**Available data:**
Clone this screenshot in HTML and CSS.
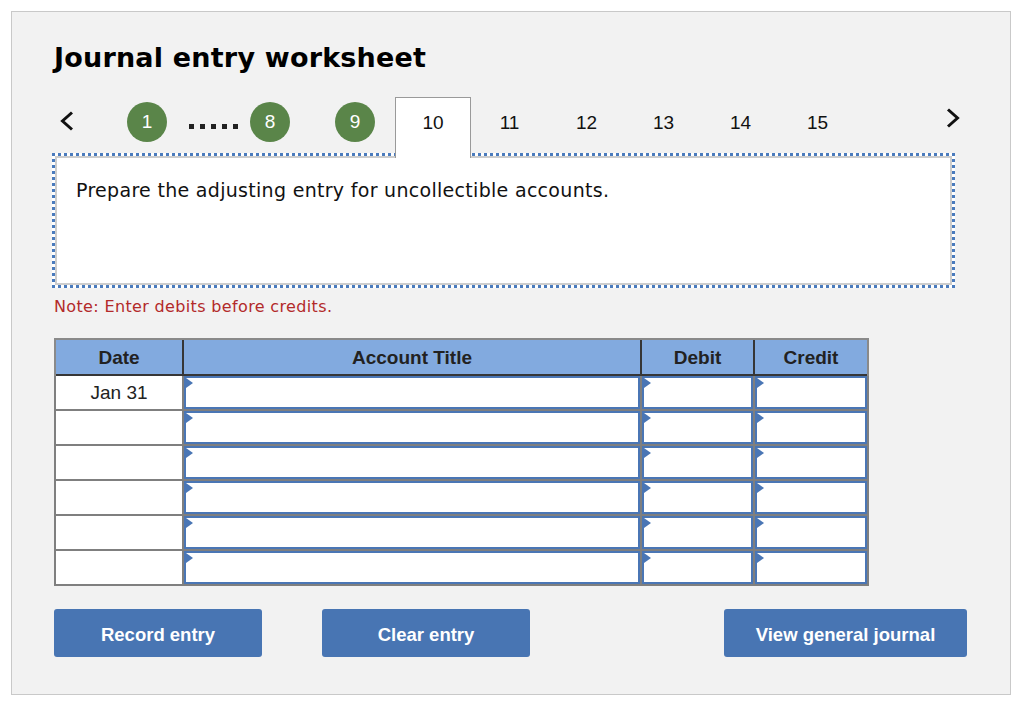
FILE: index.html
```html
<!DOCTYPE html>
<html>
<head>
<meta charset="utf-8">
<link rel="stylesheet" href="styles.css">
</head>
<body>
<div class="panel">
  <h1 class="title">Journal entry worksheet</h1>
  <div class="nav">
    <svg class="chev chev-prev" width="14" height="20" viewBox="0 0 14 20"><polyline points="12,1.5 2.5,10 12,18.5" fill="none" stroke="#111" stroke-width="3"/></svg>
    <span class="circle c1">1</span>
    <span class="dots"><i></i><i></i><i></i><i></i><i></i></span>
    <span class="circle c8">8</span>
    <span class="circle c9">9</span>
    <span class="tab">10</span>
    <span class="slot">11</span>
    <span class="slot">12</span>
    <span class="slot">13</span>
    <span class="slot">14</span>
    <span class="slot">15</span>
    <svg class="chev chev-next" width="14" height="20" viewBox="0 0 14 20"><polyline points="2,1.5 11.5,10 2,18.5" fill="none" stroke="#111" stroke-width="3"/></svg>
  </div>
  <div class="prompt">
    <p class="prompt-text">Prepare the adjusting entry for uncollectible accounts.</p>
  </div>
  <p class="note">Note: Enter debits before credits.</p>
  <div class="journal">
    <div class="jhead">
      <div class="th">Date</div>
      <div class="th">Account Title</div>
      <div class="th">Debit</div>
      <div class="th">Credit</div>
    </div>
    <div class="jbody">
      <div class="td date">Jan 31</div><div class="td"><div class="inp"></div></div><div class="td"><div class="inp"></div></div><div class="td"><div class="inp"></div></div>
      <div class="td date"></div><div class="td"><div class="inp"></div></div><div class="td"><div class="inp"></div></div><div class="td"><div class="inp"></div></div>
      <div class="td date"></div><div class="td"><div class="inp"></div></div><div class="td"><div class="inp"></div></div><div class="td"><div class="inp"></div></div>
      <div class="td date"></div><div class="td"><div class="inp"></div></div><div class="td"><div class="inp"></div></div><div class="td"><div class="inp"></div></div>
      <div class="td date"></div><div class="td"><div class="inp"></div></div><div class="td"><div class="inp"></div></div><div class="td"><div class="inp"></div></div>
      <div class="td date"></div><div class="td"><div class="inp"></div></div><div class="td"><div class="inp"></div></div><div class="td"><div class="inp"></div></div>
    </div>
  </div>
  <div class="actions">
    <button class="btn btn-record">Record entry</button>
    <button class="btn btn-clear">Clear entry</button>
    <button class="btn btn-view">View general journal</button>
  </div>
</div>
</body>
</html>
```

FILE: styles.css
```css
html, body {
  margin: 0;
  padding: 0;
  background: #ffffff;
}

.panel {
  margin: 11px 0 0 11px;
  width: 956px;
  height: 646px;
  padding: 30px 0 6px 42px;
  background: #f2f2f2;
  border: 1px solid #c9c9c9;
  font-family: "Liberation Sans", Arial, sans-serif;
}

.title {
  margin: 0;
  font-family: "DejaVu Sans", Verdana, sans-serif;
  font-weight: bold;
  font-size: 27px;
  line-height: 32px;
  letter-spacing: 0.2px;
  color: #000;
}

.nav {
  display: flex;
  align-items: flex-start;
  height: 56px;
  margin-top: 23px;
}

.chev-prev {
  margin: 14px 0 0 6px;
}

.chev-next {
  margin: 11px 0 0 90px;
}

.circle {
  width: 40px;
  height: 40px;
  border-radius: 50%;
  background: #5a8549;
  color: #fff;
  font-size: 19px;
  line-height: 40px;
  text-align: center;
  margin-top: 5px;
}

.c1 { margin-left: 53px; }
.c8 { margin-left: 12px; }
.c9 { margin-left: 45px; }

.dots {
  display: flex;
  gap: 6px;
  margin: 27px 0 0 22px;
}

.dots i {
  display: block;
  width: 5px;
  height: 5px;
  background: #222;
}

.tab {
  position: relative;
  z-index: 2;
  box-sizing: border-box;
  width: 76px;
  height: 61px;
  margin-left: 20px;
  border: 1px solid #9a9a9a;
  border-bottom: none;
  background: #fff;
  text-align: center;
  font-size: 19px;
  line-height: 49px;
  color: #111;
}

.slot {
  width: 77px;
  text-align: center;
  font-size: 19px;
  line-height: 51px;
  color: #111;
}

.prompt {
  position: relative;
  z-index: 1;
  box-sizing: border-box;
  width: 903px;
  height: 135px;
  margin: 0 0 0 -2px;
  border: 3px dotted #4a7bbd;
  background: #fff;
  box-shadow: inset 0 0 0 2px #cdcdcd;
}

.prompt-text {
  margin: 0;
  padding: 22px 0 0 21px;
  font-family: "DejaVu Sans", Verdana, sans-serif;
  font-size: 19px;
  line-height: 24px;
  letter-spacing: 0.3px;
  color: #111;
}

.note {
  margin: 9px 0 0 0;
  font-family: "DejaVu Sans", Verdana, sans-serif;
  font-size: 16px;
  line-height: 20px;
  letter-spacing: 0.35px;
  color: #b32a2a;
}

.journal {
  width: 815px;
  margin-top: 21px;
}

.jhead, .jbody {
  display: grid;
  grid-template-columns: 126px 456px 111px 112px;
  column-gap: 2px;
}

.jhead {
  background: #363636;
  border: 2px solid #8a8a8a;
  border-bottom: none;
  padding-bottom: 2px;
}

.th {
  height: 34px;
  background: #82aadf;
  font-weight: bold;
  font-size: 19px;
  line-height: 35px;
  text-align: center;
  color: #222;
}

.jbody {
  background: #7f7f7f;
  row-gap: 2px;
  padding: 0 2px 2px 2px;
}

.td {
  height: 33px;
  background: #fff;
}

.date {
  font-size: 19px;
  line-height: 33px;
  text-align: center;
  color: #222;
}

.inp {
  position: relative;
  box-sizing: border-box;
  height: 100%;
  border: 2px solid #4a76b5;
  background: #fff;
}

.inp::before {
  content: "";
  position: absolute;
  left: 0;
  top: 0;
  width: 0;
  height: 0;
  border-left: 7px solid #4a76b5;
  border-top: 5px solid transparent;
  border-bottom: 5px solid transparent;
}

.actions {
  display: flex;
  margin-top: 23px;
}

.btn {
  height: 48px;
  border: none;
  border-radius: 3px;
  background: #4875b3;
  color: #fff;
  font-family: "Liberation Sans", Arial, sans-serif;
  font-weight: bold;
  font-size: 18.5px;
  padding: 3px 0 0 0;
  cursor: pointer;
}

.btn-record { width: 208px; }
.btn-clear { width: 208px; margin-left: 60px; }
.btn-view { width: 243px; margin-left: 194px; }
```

**Required work:** Leave the pictures out, and print every line of the listing exactly as written.

**Correct result:**
Clone this screenshot in HTML and CSS.
FILE: index.html
```html
<!DOCTYPE html>
<html>
<head>
<meta charset="utf-8">
<link rel="stylesheet" href="styles.css">
</head>
<body>
<div class="panel">
  <h1 class="title">Journal entry worksheet</h1>
  <div class="nav">
    <svg class="chev chev-prev" width="14" height="20" viewBox="0 0 14 20"><polyline points="12,1.5 2.5,10 12,18.5" fill="none" stroke="#111" stroke-width="3"/></svg>
    <span class="circle c1">1</span>
    <span class="dots"><i></i><i></i><i></i><i></i><i></i></span>
    <span class="circle c8">8</span>
    <span class="circle c9">9</span>
    <span class="tab">10</span>
    <span class="slot">11</span>
    <span class="slot">12</span>
    <span class="slot">13</span>
    <span class="slot">14</span>
    <span class="slot">15</span>
    <svg class="chev chev-next" width="14" height="20" viewBox="0 0 14 20"><polyline points="2,1.5 11.5,10 2,18.5" fill="none" stroke="#111" stroke-width="3"/></svg>
  </div>
  <div class="prompt">
    <p class="prompt-text">Prepare the adjusting entry for uncollectible accounts.</p>
  </div>
  <p class="note">Note: Enter debits before credits.</p>
  <div class="journal">
    <div class="jhead">
      <div class="th">Date</div>
      <div class="th">Account Title</div>
      <div class="th">Debit</div>
      <div class="th">Credit</div>
    </div>
    <div class="jbody">
      <div class="td date">Jan 31</div><div class="td"><div class="inp"></div></div><div class="td"><div class="inp"></div></div><div class="td"><div class="inp"></div></div>
      <div class="td date"></div><div class="td"><div class="inp"></div></div><div class="td"><div class="inp"></div></div><div class="td"><div class="inp"></div></div>
      <div class="td date"></div><div class="td"><div class="inp"></div></div><div class="td"><div class="inp"></div></div><div class="td"><div class="inp"></div></div>
      <div class="td date"></div><div class="td"><div class="inp"></div></div><div class="td"><div class="inp"></div></div><div class="td"><div class="inp"></div></div>
      <div class="td date"></div><div class="td"><div class="inp"></div></div><div class="td"><div class="inp"></div></div><div class="td"><div class="inp"></div></div>
      <div class="td date"></div><div class="td"><div class="inp"></div></div><div class="td"><div class="inp"></div></div><div class="td"><div class="inp"></div></div>
    </div>
  </div>
  <div class="actions">
    <button class="btn btn-record">Record entry</button>
    <button class="btn btn-clear">Clear entry</button>
    <button class="btn btn-view">View general journal</button>
  </div>
</div>
</body>
</html>
```

FILE: styles.css
```css
html, body {
  margin: 0;
  padding: 0;
  background: #ffffff;
}

.panel {
  margin: 11px 0 0 11px;
  width: 956px;
  height: 646px;
  padding: 30px 0 6px 42px;
  background: #f2f2f2;
  border: 1px solid #c9c9c9;
  font-family: "Liberation Sans", Arial, sans-serif;
}

.title {
  margin: 0;
  font-family: "DejaVu Sans", Verdana, sans-serif;
  font-weight: bold;
  font-size: 27px;
  line-height: 32px;
  letter-spacing: 0.2px;
  color: #000;
}

.nav {
  display: flex;
  align-items: flex-start;
  height: 56px;
  margin-top: 23px;
}

.chev-prev {
  margin: 14px 0 0 6px;
}

.chev-next {
  margin: 11px 0 0 90px;
}

.circle {
  width: 40px;
  height: 40px;
  border-radius: 50%;
  background: #5a8549;
  color: #fff;
  font-size: 19px;
  line-height: 40px;
  text-align: center;
  margin-top: 5px;
}

.c1 { margin-left: 53px; }
.c8 { margin-left: 12px; }
.c9 { margin-left: 45px; }

.dots {
  display: flex;
  gap: 6px;
  margin: 27px 0 0 22px;
}

.dots i {
  display: block;
  width: 5px;
  height: 5px;
  background: #222;
}

.tab {
  position: relative;
  z-index: 2;
  box-sizing: border-box;
  width: 76px;
  height: 61px;
  margin-left: 20px;
  border: 1px solid #9a9a9a;
  border-bottom: none;
  background: #fff;
  text-align: center;
  font-size: 19px;
  line-height: 49px;
  color: #111;
}

.slot {
  width: 77px;
  text-align: center;
  font-size: 19px;
  line-height: 51px;
  color: #111;
}

.prompt {
  position: relative;
  z-index: 1;
  box-sizing: border-box;
  width: 903px;
  height: 135px;
  margin: 0 0 0 -2px;
  border: 3px dotted #4a7bbd;
  background: #fff;
  box-shadow: inset 0 0 0 2px #cdcdcd;
}

.prompt-text {
  margin: 0;
  padding: 22px 0 0 21px;
  font-family: "DejaVu Sans", Verdana, sans-serif;
  font-size: 19px;
  line-height: 24px;
  letter-spacing: 0.3px;
  color: #111;
}

.note {
  margin: 9px 0 0 0;
  font-family: "DejaVu Sans", Verdana, sans-serif;
  font-size: 16px;
  line-height: 20px;
  letter-spacing: 0.35px;
  color: #b32a2a;
}

.journal {
  width: 815px;
  margin-top: 21px;
}

.jhead, .jbody {
  display: grid;
  grid-template-columns: 126px 456px 111px 112px;
  column-gap: 2px;
}

.jhead {
  background: #363636;
  border: 2px solid #8a8a8a;
  border-bottom: none;
  padding-bottom: 2px;
}

.th {
  height: 34px;
  background: #82aadf;
  font-weight: bold;
  font-size: 19px;
  line-height: 35px;
  text-align: center;
  color: #222;
}

.jbody {
  background: #7f7f7f;
  row-gap: 2px;
  padding: 0 2px 2px 2px;
}

.td {
  height: 33px;
  background: #fff;
}

.date {
  font-size: 19px;
  line-height: 33px;
  text-align: center;
  color: #222;
}

.inp {
  position: relative;
  box-sizing: border-box;
  height: 100%;
  border: 2px solid #4a76b5;
  background: #fff;
}

.inp::before {
  content: "";
  position: absolute;
  left: 0;
  top: 0;
  width: 0;
  height: 0;
  border-left: 7px solid #4a76b5;
  border-top: 5px solid transparent;
  border-bottom: 5px solid transparent;
}

.actions {
  display: flex;
  margin-top: 23px;
}

.btn {
  height: 48px;
  border: none;
  border-radius: 3px;
  background: #4875b3;
  color: #fff;
  font-family: "Liberation Sans", Arial, sans-serif;
  font-weight: bold;
  font-size: 18.5px;
  padding: 3px 0 0 0;
  cursor: pointer;
}

.btn-record { width: 208px; }
.btn-clear { width: 208px; margin-left: 60px; }
.btn-view { width: 243px; margin-left: 194px; }
```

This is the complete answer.